S’il est vrai que l’épiscopat est limité par le Primat, celui-ci est à son tour « limité par le droit divin »,lequel « exige que le pouvoir ecclésiastique, conformément à sa finalité, soit utilisé pour l’édification et non pour la destruction du Corps mystique du Christ 3 ».

Il s’ensuit que, quand il délimite le pouvoir de juridiction des évêques, de même lorsqu’il réglemente l’exercice de leur pouvoir d’ordre, le pape est tenu d’agir en conformité avec les exigences de la gloire de Dieu, du bien de l’Eglise et du salut éternel des âmes.

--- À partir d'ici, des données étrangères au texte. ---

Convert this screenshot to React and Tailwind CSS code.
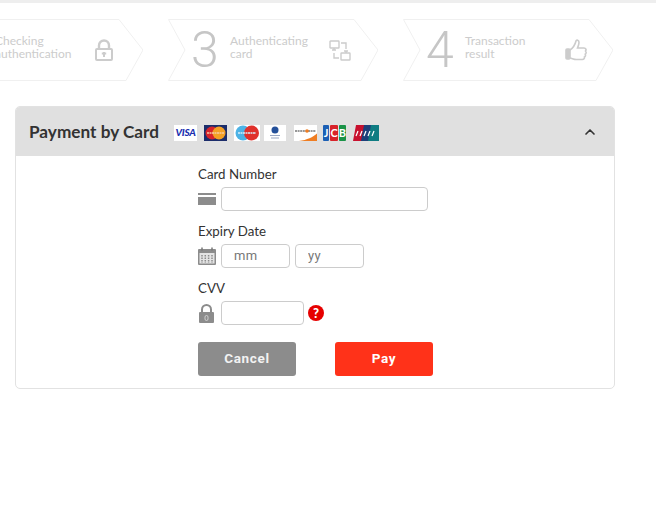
import React from 'react';
import { ChevronUp } from 'lucide-react';

const LockIcon = () => (
    <svg width="18" height="22" viewBox="0 0 18 22" fill="none">
        <path d="M4 10V6.500a5 5 0 0 1 10 0V10" stroke="#ccc" strokeWidth="2.400" />
        <rect x="1" y="10" width="16" height="11" rx="1" stroke="#ccc" strokeWidth="2" fill="#fff" />
        <path d="M9 13v5M6.800 14.600h4.400" stroke="#ccc" strokeWidth="2" />
    </svg>
);

const NodesIcon = () => (
    <svg className="mt-[2px] -ml-px" width="22" height="22" viewBox="0 0 22 22" fill="none" stroke="#ccc" strokeWidth="1.400">
        <rect x="1" y="1" width="9" height="7" rx="0.500" />
        <rect x="12" y="13" width="9" height="7" rx="0.500" />
        <path d="M5 8v2M3 10h4M17 13v-2M15 11h4" />
        <path d="M12 3h5v6M10 18H5v-5" />
    </svg>
);

const ThumbIcon = () => (
    <svg width="22" height="24" viewBox="0 0 22 24" fill="none" stroke="#ccc" strokeWidth="1.600">
        <rect x="1" y="11" width="4" height="10" rx="1" fill="#ccc" />
        <path d="M5 12c3-2 5-5 6-9 .4-1.500 3-1 3 1.500 0 2-1 4-1.500 5.500H19c2 0 2.500 2 1.500 3 1 1 .8 2.500-.3 3.200.6 1 .3 2.300-.8 2.800.3 1.500-.6 2.500-2 2.500h-6c-2.500 0-4-1-6.400-1.500" />
    </svg>
);

const steps = [
    { label: ['Checking', 'authentication'], icon: LockIcon },
    { num: '3', label: ['Authenticating', 'card'], icon: NodesIcon },
    { num: '4', label: ['Transaction', 'result'], icon: ThumbIcon },
];

const Step = ({ num, label, icon: Icon }) => (
    <div className="relative flex h-[62px] w-[210px] shrink-0 items-center">
        <svg className="absolute inset-0" width="210" height="62" viewBox="0 0 210 62" fill="none">
            <path d="M0.500 .5H186L210 31L193 61.500H.5L17 31Z" stroke="#f0f0f0" />
        </svg>
        <span className="relative h-[52px] w-[62px] pl-[23px] font-['Roboto',sans-serif] text-[50px] leading-[52px] font-light text-[#c6c6c6]">{num}</span>
        <div className="relative mb-[6px] w-[100px] text-xs leading-[13px] text-[#ccc]">
            {label.map((line) => (
                <div key={line}>{line}</div>
            ))}
        </div>
        <div className="relative">
            <Icon />
        </div>
    </div>
);

const LogoBox = ({ className, children }) => (
    <div className={`flex h-4 items-center justify-center overflow-hidden ${className}`}>{children}</div>
);

const cardLogos = (
    <div className="mt-[2px] ml-[15px] flex items-center">
        <LogoBox className="w-[23px] bg-white">
            <span className="text-[10px] font-black italic tracking-tight text-[#1a2fb0]">VISA</span>
        </LogoBox>
        <LogoBox className="ml-[7px] w-[23px] bg-[#1c2d6b]">
            <svg width="23" height="16" viewBox="0 0 23 16">
                <circle cx="8" cy="8" r="6.500" fill="#d8232a" />
                <circle cx="15" cy="8" r="6.500" fill="#f4a024" />
                <path d="M3 8h17" stroke="#f6c9a0" strokeWidth="1.500" strokeDasharray="2 .5" />
            </svg>
        </LogoBox>
        <LogoBox className="ml-[7px] w-[26px] bg-white">
            <svg width="26" height="16" viewBox="0 0 26 16">
                <circle cx="9" cy="8" r="7.500" fill="#4db3e6" />
                <circle cx="17.500" cy="8" r="7.500" fill="#e0312c" />
                <path d="M4 8h18" stroke="#d6eefa" strokeWidth="1.500" strokeDasharray="2 .5" />
            </svg>
        </LogoBox>
        <LogoBox className="ml-[4px] w-[22px] bg-white">
            <svg width="22" height="16" viewBox="0 0 22 16">
                <circle cx="11" cy="5" r="3.500" fill="#24509a" />
                <path d="M6 10.500h10M7 13h8" stroke="#9aa8c4" strokeWidth="1.200" />
            </svg>
        </LogoBox>
        <LogoBox className="ml-[8px] w-[23px] bg-white">
            <svg width="23" height="16" viewBox="0 0 23 16">
                <path d="M1 6h21" stroke="#777" strokeWidth="1.500" strokeDasharray="2 .6" />
                <circle cx="13" cy="6" r="1.800" fill="#ef7d22" />
                <path d="M5 16C13 15 19 12 23 8.500V16Z" fill="#ef7d22" />
            </svg>
        </LogoBox>
        <div className="ml-[6px] flex h-4 w-[23px] gap-px overflow-hidden text-center text-[11px] leading-4 font-bold text-white">
            <span className="flex-1 rounded-[1px] bg-[#1b5fb4]">J</span>
            <span className="flex-1 rounded-[1px] bg-[#d8232a]">C</span>
            <span className="flex-1 rounded-[1px] bg-[#1a9347]">B</span>
        </div>
        <LogoBox className="ml-[7px] w-[26px]">
            <svg width="26" height="16" viewBox="0 0 26 16">
                <path d="M3 0h9L9 16H0Z" fill="#c8102e" />
                <path d="M11 0h9l-3 16H8Z" fill="#1d3f7a" />
                <path d="M18 0h8v16h-11Z" fill="#0f7c82" />
                <path d="M3 11l2-5M7 11l2-5M11 11l2-5M15 11l2-5M19 11l2-5" stroke="#fff" strokeWidth="1.200" />
            </svg>
        </LogoBox>
    </div>
);

const inputClass = 'h-6 rounded-[4px] border border-[#ccc] bg-white pb-px pl-3 font-[\'Roboto\',sans-serif] text-[13px] tracking-wide text-[#777] outline-none placeholder:text-[#777]';

const Field = ({ label, icon, children }) => (
    <div>
        <div className="h-[19px] text-[13.300px] leading-[19px] text-[#333]">{label}</div>
        <div className="mt-[3px] flex h-6 items-center">
            <div className="flex w-[23px] shrink-0 items-center">{icon}</div>
            {children}
        </div>
    </div>
);

const App = () => (
    <div className="min-h-[523px] w-[656px] overflow-hidden bg-white font-['Lato',sans-serif]">
        <div className="h-[3px] bg-[#eee]" />

        <div className="mt-4 ml-[-67px] flex gap-[25px]">
            {steps.map((step) => (
                <Step key={step.label[0]} {...step} />
            ))}
        </div>

        <div className="mt-[25px] ml-[15px] w-[600px] overflow-hidden rounded-[5px] border border-[#e2e2e2]">
            <div className="flex h-[49px] items-center bg-[#e0e0e0] pr-4 pl-[13px]">
                <h2 className="text-[17.200px] font-bold text-[#333]">Payment by Card</h2>
                {cardLogos}
                <ChevronUp className="ml-auto h-4 w-4 text-[#333]" strokeWidth={2.500} />
            </div>

            <div className="h-[232px] pt-[9px] pl-[182px]">
                <div className="flex flex-col gap-[11px]">
                    <Field
                        label="Card Number"
                        icon={
                            <svg width="18" height="12" viewBox="0 0 18 12">
                                <rect y="0" width="18" height="2" fill="#8c8c8c" />
                                <rect y="4" width="18" height="8" fill="#8c8c8c" />
                            </svg>
                        }
                    >
                        <input className={`${inputClass} w-[207px]`} />
                    </Field>
                    <Field
                        label="Expiry Date"
                        icon={
                            <svg width="18" height="18" viewBox="0 0 18 18">
                                <rect y="2" width="18" height="16" rx="1" fill="#8c8c8c" />
                                <rect x="1.500" y="6" width="15" height="10.500" fill="#e4e4e4" />
                                <path d="M4 .5v3M14 .5v3" stroke="#777" strokeWidth="1.500" />
                                <path d="M4 8v8M7.300 8v8M10.600 8v8M14 8v8" stroke="#8c8c8c" strokeWidth="1.500" strokeDasharray="1.500 1" />
                            </svg>
                        }
                    >
                        <input className={`${inputClass} w-[69px]`} placeholder="mm" />
                        <input className={`${inputClass} ml-[5px] w-[69px]`} placeholder="yy" />
                    </Field>
                    <Field
                        label="CVV"
                        icon={
                            <svg className="ml-[1px]" width="15" height="19" viewBox="0 0 15 19">
                                <path d="M3 9V5.500a4.500 4.500 0 0 1 9 0V9" fill="none" stroke="#8c8c8c" strokeWidth="2" />
                                <rect y="8" width="15" height="11" rx="1" fill="#8c8c8c" />
                                <rect x="6" y="11.500" width="3" height="5" rx="1.500" fill="none" stroke="#ddd" strokeWidth=".8" />
                            </svg>
                        }
                    >
                        <input className={`${inputClass} w-[83px]`} />
                        <span className="ml-[4px] flex h-4 w-4 items-center justify-center rounded-full bg-[#e60000] text-[13px] leading-none font-black text-white">?</span>
                    </Field>
                </div>

                <div className="mt-[17px] flex gap-[39px] font-['Roboto',sans-serif] text-[13.500px] font-bold tracking-[.7px] text-white">
                    <button className="h-[34px] w-[98px] rounded-[3px] bg-[#8c8c8c] pb-px text-[#f2f2f2]">Cancel</button>
                    <button className="h-[34px] w-[98px] rounded-[3px] bg-[#ff3219] pb-px">Pay</button>
                </div>
            </div>
        </div>
    </div>
);

export default App;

Ce sont des notions plus qu’élémentaires ; elles sont pourtant, aujourd’hui, obscurcies plus que jamais dans l’esprit des membres mêmes de la hiérarchie.

L’élection des évêques

C’est un fait que « dans les premiers temps de l’Eglise et au début du Moyen Age, le choix de l’évêque fait par le clergé et par le peuple ou la nomination faite par des princes n’était pas toujours et partout l’objet d’une approbation par le pape.

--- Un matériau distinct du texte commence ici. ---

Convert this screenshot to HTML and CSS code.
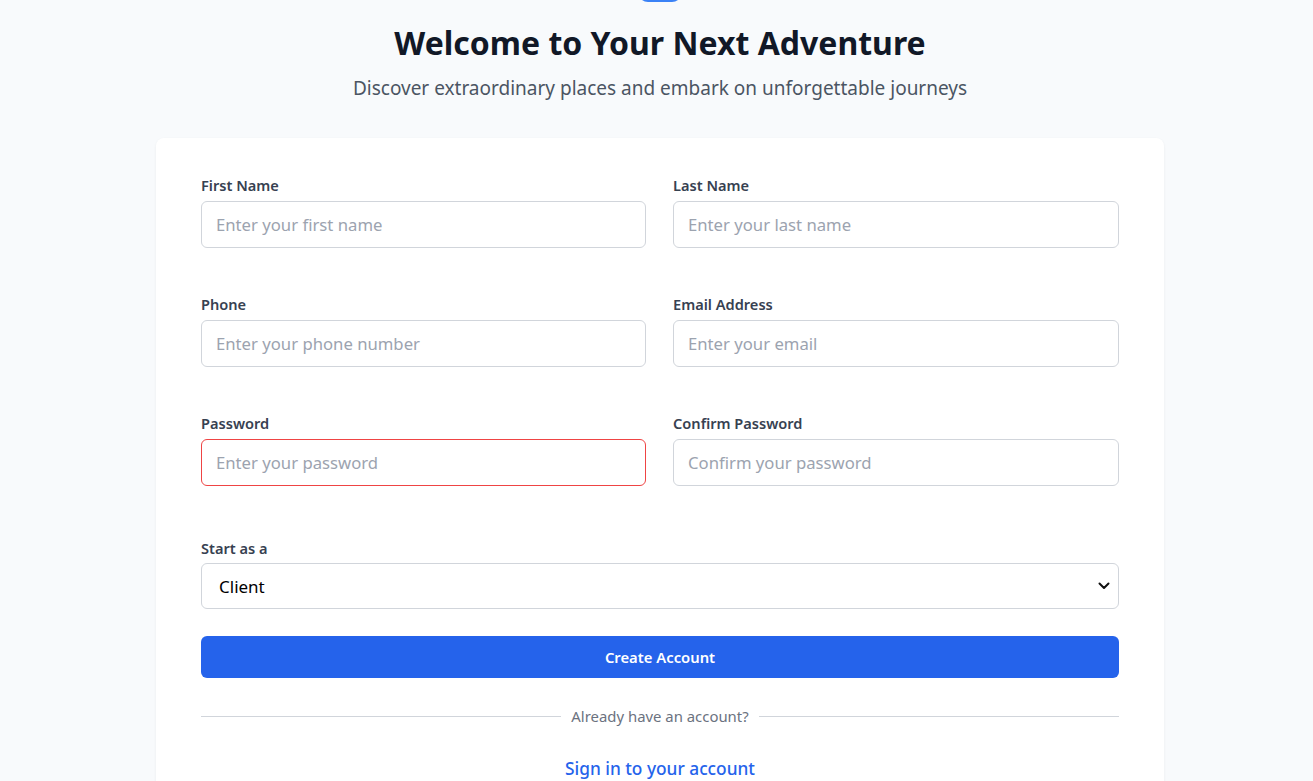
FILE: index.html
```html
<!DOCTYPE html>
<html lang="en">
<head>
<meta charset="utf-8">
<title>Create Account</title>
<link rel="stylesheet" href="styles.css">
</head>
<body>
<main class="page">
  <header class="intro">
    <div class="logo"></div>
    <h1 class="title">Welcome to Your Next Adventure</h1>
    <p class="subtitle">Discover extraordinary places and embark on unforgettable journeys</p>
  </header>
  <section class="card">
    <form class="form">
      <div class="grid">
        <div class="field">
          <label class="label">First Name</label>
          <input class="input" type="text" placeholder="Enter your first name">
        </div>
        <div class="field">
          <label class="label">Last Name</label>
          <input class="input" type="text" placeholder="Enter your last name">
        </div>
        <div class="field">
          <label class="label">Phone</label>
          <input class="input" type="tel" placeholder="Enter your phone number">
        </div>
        <div class="field">
          <label class="label">Email Address</label>
          <input class="input" type="email" placeholder="Enter your email">
        </div>
        <div class="field">
          <label class="label">Password</label>
          <input class="input input-error" type="password" placeholder="Enter your password">
        </div>
        <div class="field">
          <label class="label">Confirm Password</label>
          <input class="input" type="password" placeholder="Confirm your password">
        </div>
      </div>
      <div class="field role">
        <label class="label">Start as a</label>
        <div class="select-wrap">
          <select class="select">
            <option>Client</option>
            <option>Guide</option>
          </select>
          <svg class="chevron" width="12" height="8" viewBox="0 0 12 8" aria-hidden="true"><path d="M1.5 1.5 L6 6 L10.5 1.5" fill="none" stroke="#111" stroke-width="2" stroke-linecap="round" stroke-linejoin="round"/></svg>
        </div>
      </div>
      <button class="submit" type="button">Create Account</button>
      <div class="divider"><span class="line"></span><span class="divider-text">Already have an account?</span><span class="line"></span></div>
      <a class="signin" href="#">Sign in to your account</a>
    </form>
  </section>
</main>
</body>
</html>
```

FILE: styles.css
```css
* { box-sizing: border-box; }
html, body { margin: 0; padding: 0; }
body {
  background: #f8fafc;
  font-family: "Noto Sans", "Open Sans", Arial, sans-serif;
  color: #111827;
  overflow: hidden;
  padding-left: 7px;
}
.page {
  width: 1008px;
  margin: 0 auto;
}
.intro {
  display: flex;
  flex-direction: column;
  align-items: center;
}
.logo {
  width: 44px;
  height: 48px;
  margin-top: -46px;
  border-radius: 10px;
  background: #3b82f6;
}
.title {
  margin: 21px 0 0;
  font-size: 32px;
  line-height: 40px;
  font-weight: 700;
  color: #111827;
}
.subtitle {
  margin: 11px 0 0;
  font-size: 19px;
  line-height: 28px;
  color: #4b5563;
}
.card {
  margin-top: 36px;
  background: #fff;
  border-radius: 8px;
  box-shadow: 0 1px 3px rgba(15, 23, 42, 0.06);
  padding: 37px 45px 40px;
}
.form { display: flex; flex-direction: column; }
.grid {
  display: grid;
  grid-template-columns: 445px 446px;
  column-gap: 27px;
  row-gap: 46px;
}
.field { display: flex; flex-direction: column; }
.label {
  font-size: 14.6px;
  line-height: 20px;
  font-weight: 600;
  color: #374151;
  margin-bottom: 6px;
}
.input {
  height: 47px;
  border: 1px solid #d1d5db;
  border-radius: 6px;
  padding: 0 14px;
  font-family: inherit;
  font-size: 16.7px;
  color: #111827;
  background: #fff;
  outline: none;
}
.input::placeholder { color: #9ca3af; }
.input-error { border-color: #ef4444; }
.role { margin-top: 52px; }
.role .label { margin-bottom: 5px; }
.select-wrap { position: relative; }
.select {
  width: 100%;
  height: 46px;
  appearance: none;
  -webkit-appearance: none;
  border: 1px solid #d1d5db;
  border-radius: 6px;
  padding: 0 17px;
  font-family: inherit;
  font-size: 17px;
  color: #000;
  background: #fff;
  outline: none;
}
.chevron {
  position: absolute;
  right: 9px;
  top: 19px;
  pointer-events: none;
}
.submit {
  margin-top: 27px;
  height: 42px;
  border: none;
  border-radius: 6px;
  background: #2563eb;
  color: #fff;
  font-family: inherit;
  font-size: 14.8px;
  font-weight: 600;
}
.divider {
  margin-top: 28px;
  display: flex;
  align-items: center;
  gap: 10px;
}
.line { flex: 1; height: 1px; background: #d1d5db; }
.divider-text {
  font-size: 14.9px;
  line-height: 20px;
  color: #6b7280;
}
.signin {
  margin-top: 29px;
  align-self: center;
  font-size: 17.3px;
  line-height: 28px;
  font-weight: 500;
  color: #2563eb;
  text-decoration: none;
}
```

« Que, dans ces cas, il y ait eu confirmation ou collation tacite par le pape du pouvoir épiscopal… semble indémontrable autant qu’invraisemblable. 4 » D’où la distinction que font les théologiens entre l’autorité du pape quant à la matière et quant à l’exercice de ladite autorité 5.

De fait, l’exercice de l’autorité papale sur le pouvoir d’ordre des évêques a varié, au cours des siècles, en fonction des besoins de l’Eglise et des exigences du salut des âmes. Cette intervention fut inexistante pendant les premiers siècles, quand les nécessités de l’Evangile exigeaient que les pouvoirs épiscopaux soient exercés sans limitation.

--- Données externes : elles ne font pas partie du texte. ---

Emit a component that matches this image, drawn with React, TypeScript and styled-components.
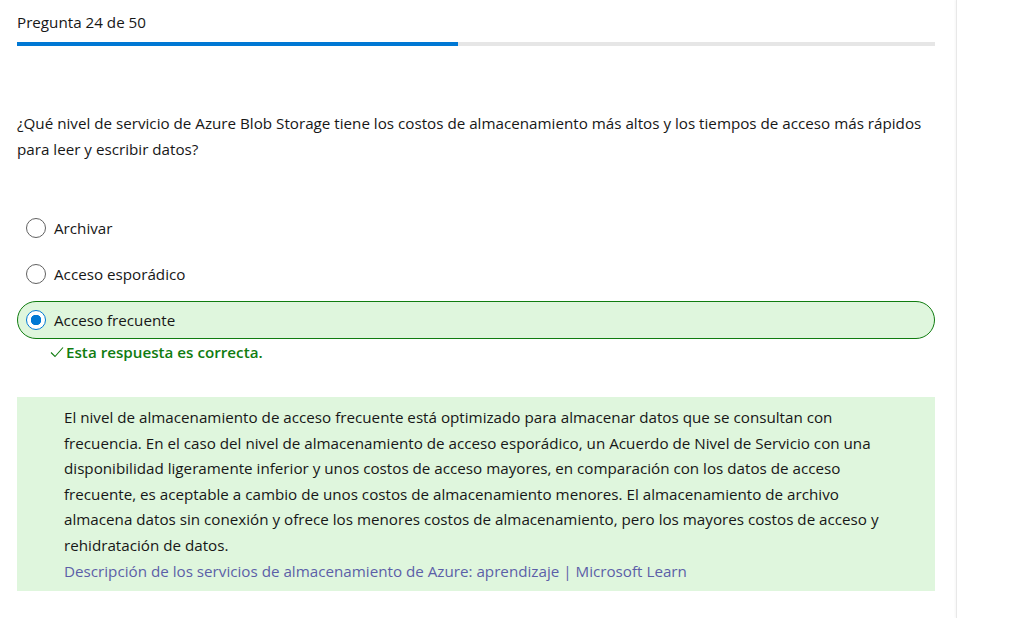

C’est ainsi que l’on voit les Apôtres, et leurs disciples immédiats, élire, ordonner et établir d’autres évêques sur les sièges épiscopaux 6. Puis, peu à peu et de plus en plus jusqu’au XIVe siècle, les papes, pour écarter l’ingérence indue du pouvoir civil, commencèrent à se réserver l’élection des évêques en tant que « cause majeure », c’est-à-dire de particulière importance pour l’Eglise 7.

La discipline actuelle, qui prévoit l’excommunication de l’évêque ayant procédé au sacre sans mandat pontifical, fut instaurée par Pie XII, lorsqu’il dut affronter la menace d’une Eglise schismatique en Chine.

Dans l’histoire de l’Eglise abondent par ailleurs les cas d’évêques qui, dans des situations extraordinaires où se retrouvaient en partie les exigences des premiers siècles et où, en conséquence, se révélait la nécessité d’user des pouvoirs épiscopaux dans toute leur plénitude, sacrèrent des évêques sans se tenir aux normes disciplinaires de l’époque.

Ils le faisaient en vertu de cette « loi de suppléance » qui existe dans l’Eglise, comme en tout organisme, lorsque le fonctionnement d’organes nécessaires ou indispensables vient à se trouver compromis. C’est ainsi qu’au IVe siècle, saint Eusèbe de Samosate parcourut les Eglises orientales dévastées par l’arianisme et, sans posséder sur elles une quelconque juridiction spéciale, y sacra et y installa des évêques catholiques 8.

On pouvait, dans de telles situations, présumer raisonnablement le consentement de l’Autorité supérieure qui ne pouvait que vouloir le bien de l’Eglise et le salut des âmes. Et la violation matérielle de la norme disciplinaire alors en vigueur se trouvait justifiée par l’« état de nécessité » qui fonde un « droit de nécessité » correspondant.

  • 1

    Dz. 1821.

  • 2

    Matth, 28, 20.

  • 3

    2 Cor. 10, 8 ; cf. Ludwig Ott, Grundriss der Dogmatik, éd Herder, Fribourg, Allemagne.

  • 4

    Ludwig Ott, op. cit.

  • 5

    Cardinal Journet, op. cit., t. 1, p. 528, n. 1.

  • 6

    Tit. 1, 5 ; 1 Tim. ; Actes 14, 22.

  • 7

    Raoul Naz et divers auteurs, Traité de droit canonique, éd. Letouzey et Ané, Paris ; Dictionnaire de Théologie catholique, sous Election des Evêques, t. VIII, col. 2256 et ss.

  • 8

    Théodoret de Cyr, Hist. eccl., 1, IV, c. 12 ; Dom A. Gréa : L’Eglise et sa divine constitution, 1, II, chap. XI, Action du collège épiscopal.